Problem to work on: Review the lines that follow and copy each one that contains the word "this".

Supplied records:
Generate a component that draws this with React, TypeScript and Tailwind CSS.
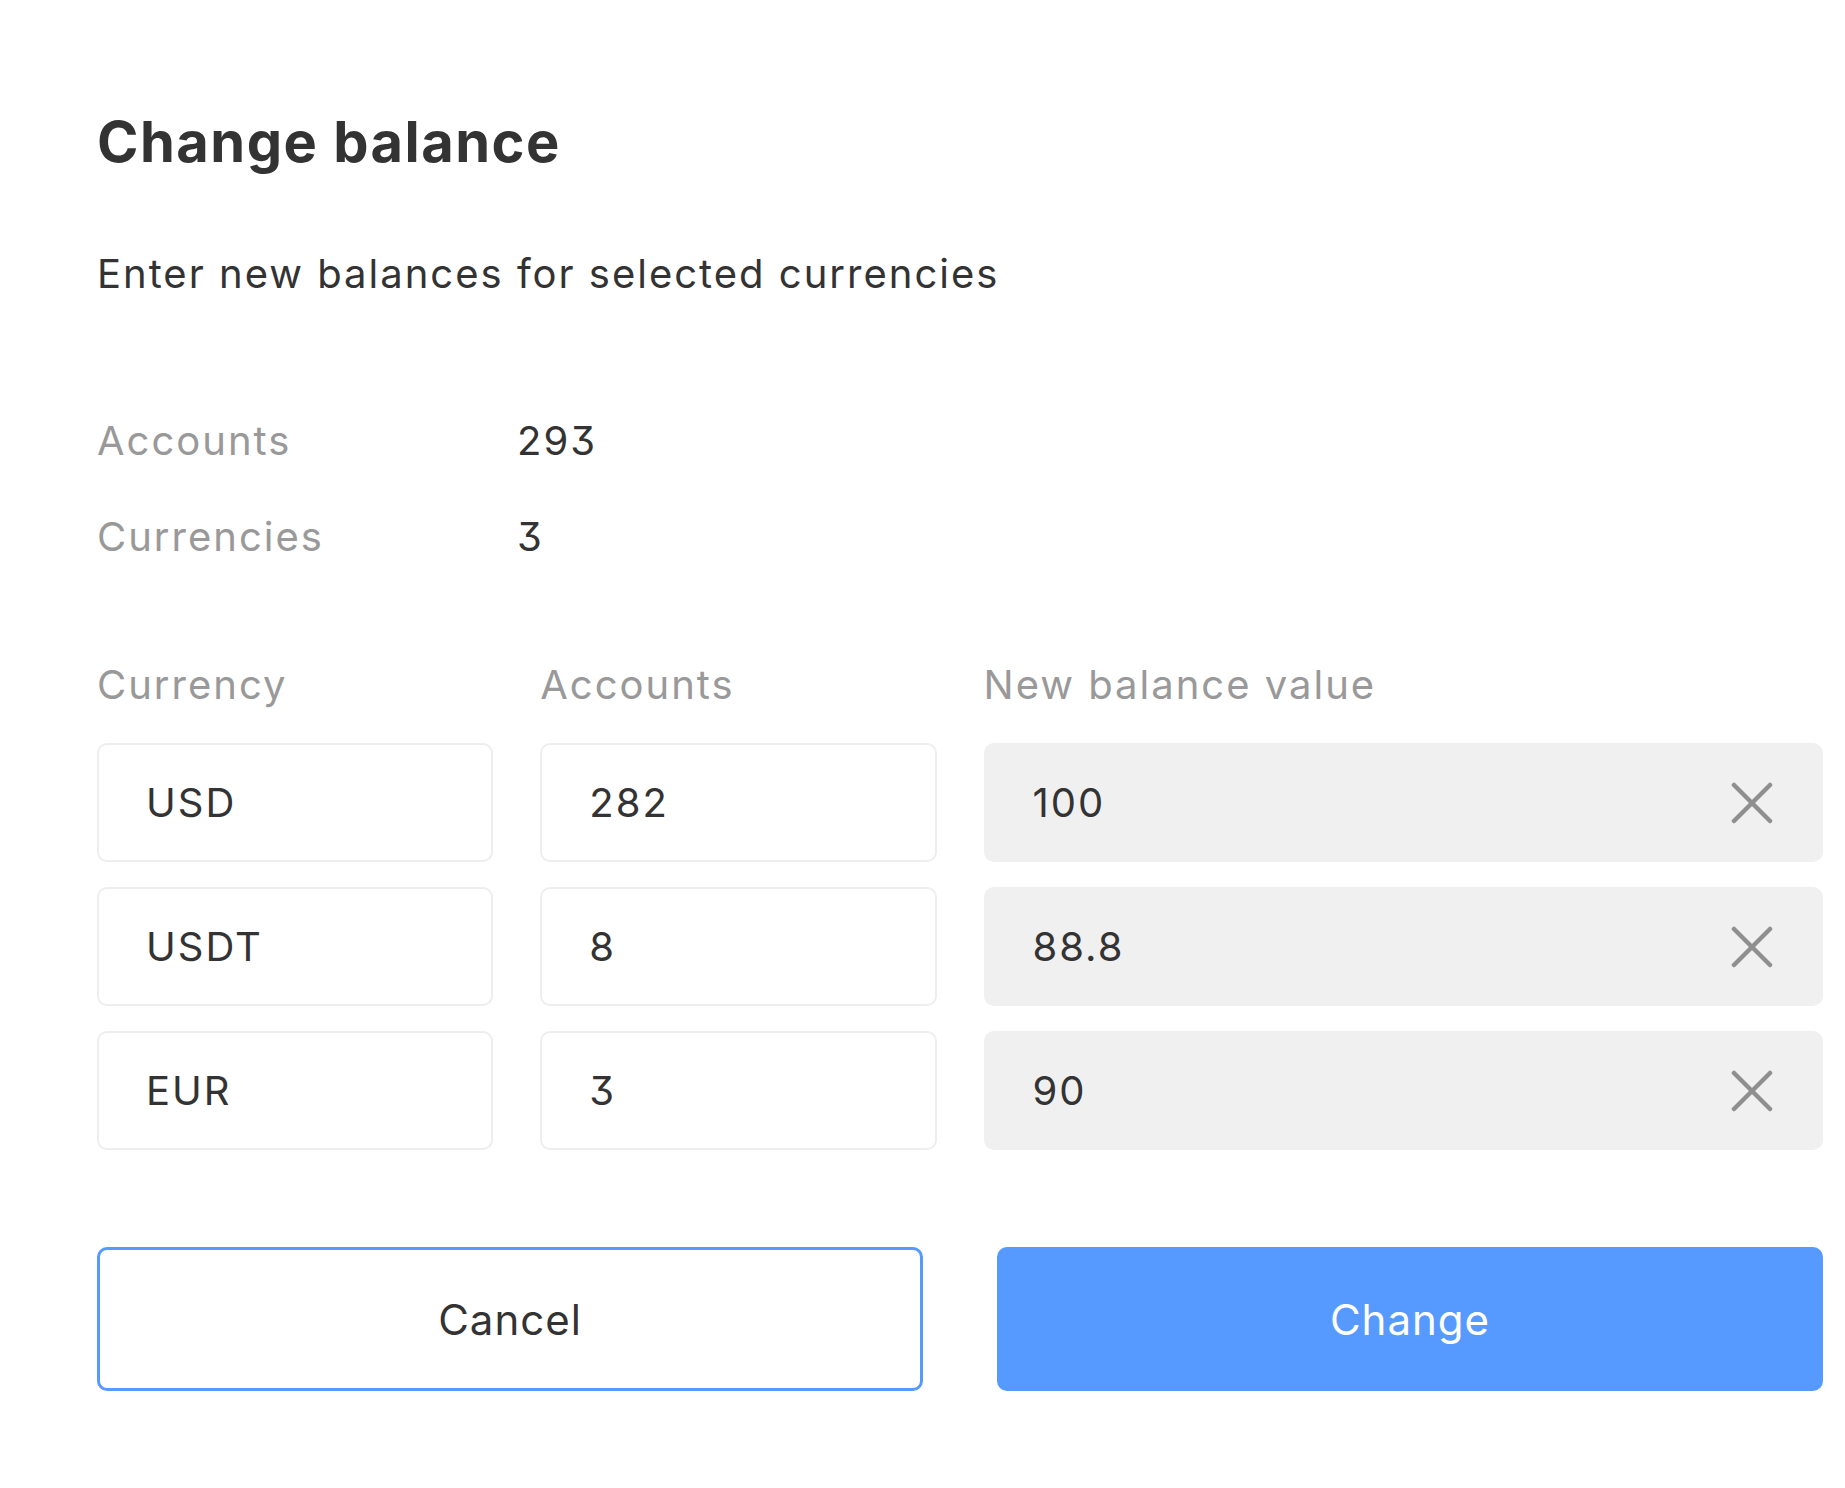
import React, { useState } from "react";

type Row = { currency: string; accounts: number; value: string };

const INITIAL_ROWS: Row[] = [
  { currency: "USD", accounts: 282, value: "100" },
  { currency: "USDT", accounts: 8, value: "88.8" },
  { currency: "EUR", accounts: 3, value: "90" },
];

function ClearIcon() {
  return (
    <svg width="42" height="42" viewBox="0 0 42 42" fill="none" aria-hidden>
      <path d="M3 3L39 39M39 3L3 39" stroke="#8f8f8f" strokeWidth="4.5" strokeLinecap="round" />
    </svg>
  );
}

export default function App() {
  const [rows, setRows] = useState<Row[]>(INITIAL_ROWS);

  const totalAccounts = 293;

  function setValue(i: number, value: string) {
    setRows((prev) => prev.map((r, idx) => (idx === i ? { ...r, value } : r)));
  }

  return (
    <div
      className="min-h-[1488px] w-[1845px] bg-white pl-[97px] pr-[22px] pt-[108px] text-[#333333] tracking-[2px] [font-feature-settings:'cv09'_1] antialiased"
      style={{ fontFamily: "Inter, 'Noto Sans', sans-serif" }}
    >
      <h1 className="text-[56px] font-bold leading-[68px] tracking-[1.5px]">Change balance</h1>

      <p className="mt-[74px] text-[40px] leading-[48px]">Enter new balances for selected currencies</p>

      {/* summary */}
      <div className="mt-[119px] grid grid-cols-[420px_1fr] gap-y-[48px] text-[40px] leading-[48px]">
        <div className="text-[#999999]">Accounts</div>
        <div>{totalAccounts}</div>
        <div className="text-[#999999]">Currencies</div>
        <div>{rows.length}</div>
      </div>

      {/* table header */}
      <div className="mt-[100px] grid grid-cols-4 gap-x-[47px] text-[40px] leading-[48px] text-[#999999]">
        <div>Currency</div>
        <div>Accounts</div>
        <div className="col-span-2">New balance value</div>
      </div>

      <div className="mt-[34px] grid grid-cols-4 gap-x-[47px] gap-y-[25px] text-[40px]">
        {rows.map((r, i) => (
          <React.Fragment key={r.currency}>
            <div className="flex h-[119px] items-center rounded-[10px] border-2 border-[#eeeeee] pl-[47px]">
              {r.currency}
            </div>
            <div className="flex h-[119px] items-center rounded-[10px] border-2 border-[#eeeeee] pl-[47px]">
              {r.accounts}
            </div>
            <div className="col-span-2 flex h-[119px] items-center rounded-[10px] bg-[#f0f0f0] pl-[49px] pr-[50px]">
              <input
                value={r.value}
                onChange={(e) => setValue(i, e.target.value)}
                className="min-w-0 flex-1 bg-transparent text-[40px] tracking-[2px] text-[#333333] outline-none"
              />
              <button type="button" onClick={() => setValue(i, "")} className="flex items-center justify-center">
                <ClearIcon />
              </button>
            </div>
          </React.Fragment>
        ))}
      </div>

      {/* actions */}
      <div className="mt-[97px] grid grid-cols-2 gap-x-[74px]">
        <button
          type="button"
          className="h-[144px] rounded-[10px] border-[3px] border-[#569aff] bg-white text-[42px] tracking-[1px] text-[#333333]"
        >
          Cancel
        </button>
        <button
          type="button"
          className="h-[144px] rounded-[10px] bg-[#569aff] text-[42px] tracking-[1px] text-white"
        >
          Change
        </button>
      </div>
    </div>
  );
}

* * *

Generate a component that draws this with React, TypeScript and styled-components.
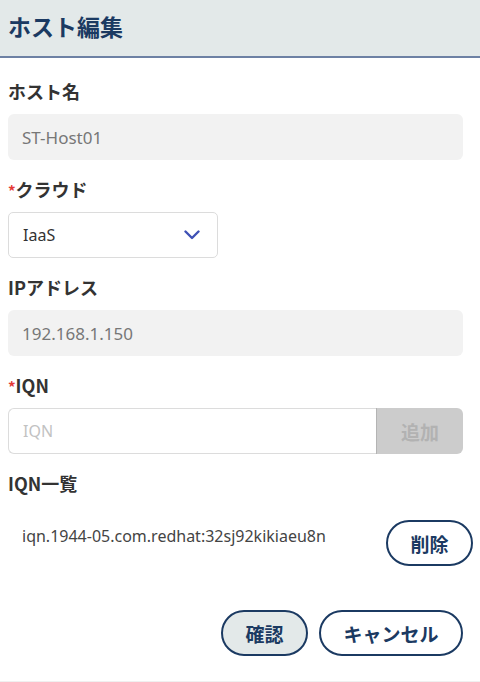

==

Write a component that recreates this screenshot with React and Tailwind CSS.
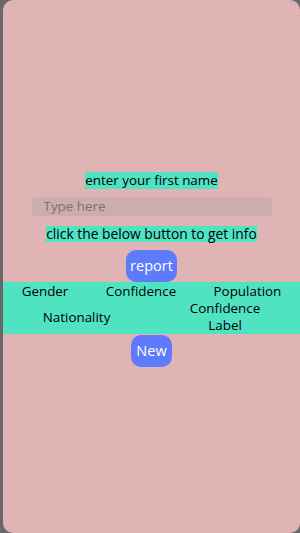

Written reply:
Generate a component that draws this with React, TypeScript and Tailwind CSS.
Generate a component that draws this with React, TypeScript and styled-components.
Write a component that recreates this screenshot with React and Tailwind CSS.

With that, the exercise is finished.